The unit uses the Plitt Cyclone Model to calculate the operating parameters of the cyclone. The user specifies the all of the physical parameters of the cyclone and the required Efficiency Curve Split Method. The model calculates the d 50 of the cyclone and the liquid split to the under and over flows.

The unit uses the Nageswararao Model to calculate the operating parameters of the cyclone. The user specifies the all of the physical parameters of the cyclone and the required Efficiency Curve Split Method. The model calculates the d 50 of the cyclone and the liquid split to the under and over flows.
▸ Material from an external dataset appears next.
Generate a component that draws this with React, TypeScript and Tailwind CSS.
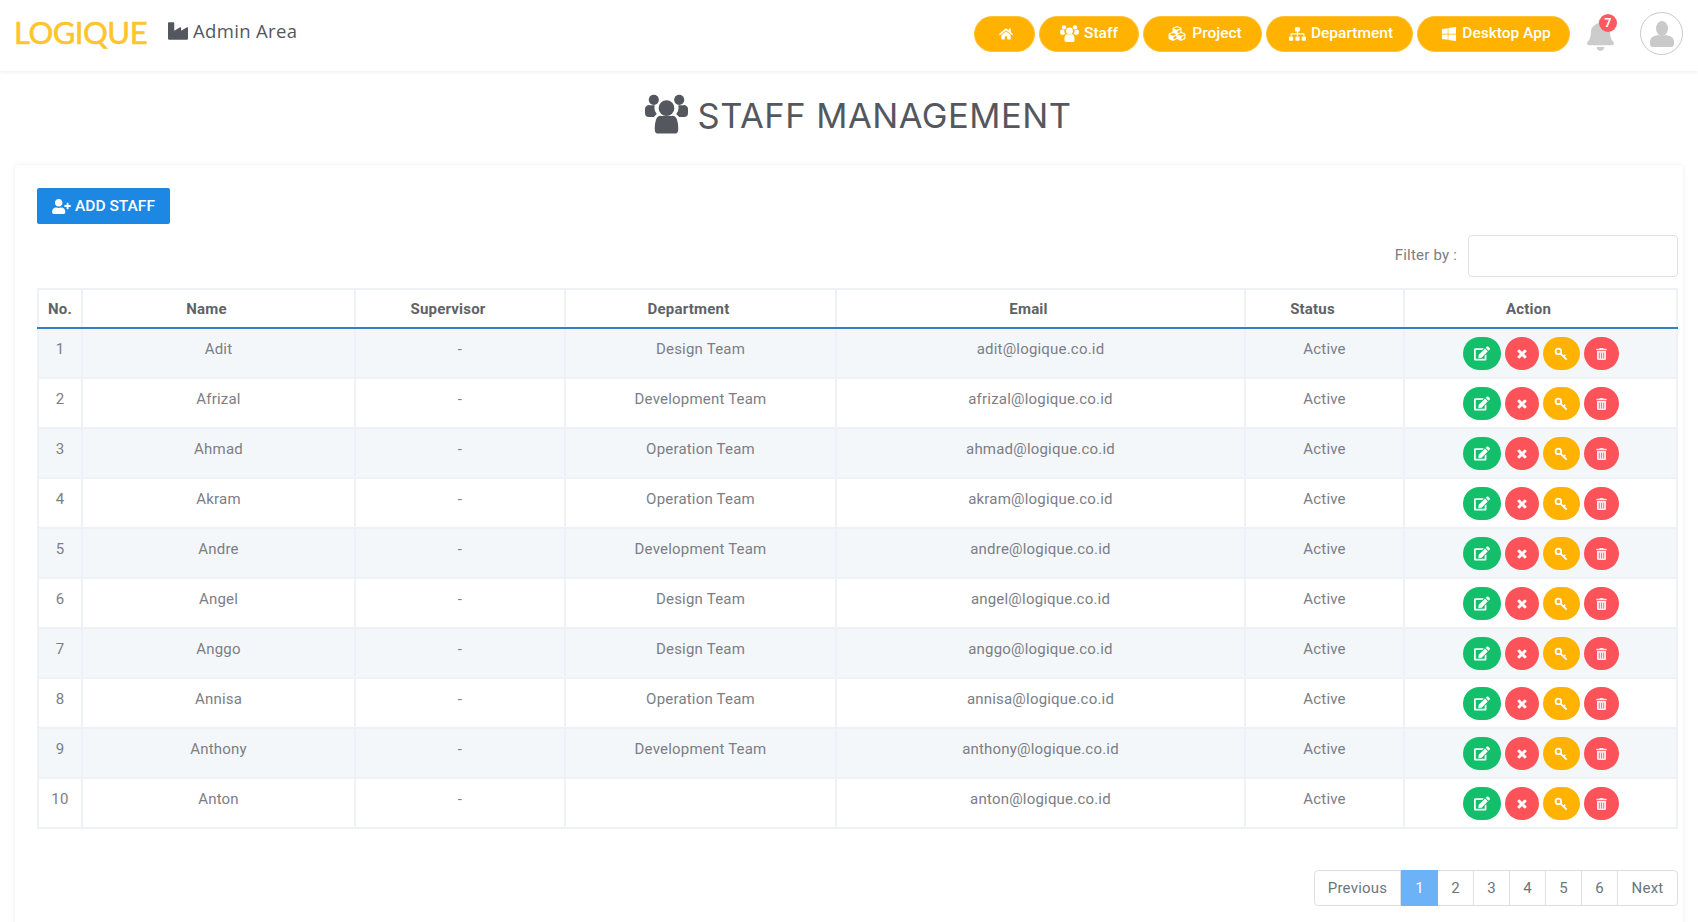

The parameters in the access window change depending on the cyclone model chosen by the user. The input parameters for each model will be detailed separately below. Where a model has output parameters that are only displayed for that particular model, these are also shown individually. The Results fields that are common to all methods are shown in the Common Results section.

This Factor is used to adjust the d 50 of the cyclone. Increasing this value will increase the d 50 used in the calculations, and hence increase the amount of solids reporting to the cyclone Overflow. Please see Equation (7) in the Plitt Model Theory.

Only visible if the User Defined Curves method or User Curve SplitMethod has been chosen. If ticked, allows to user to set the Corrected Partition Curve, which is applied directly to the solids separation. If not ticked, the user enters the Actual Partition Curve which is "corrected" prior to being applied to the solids separation.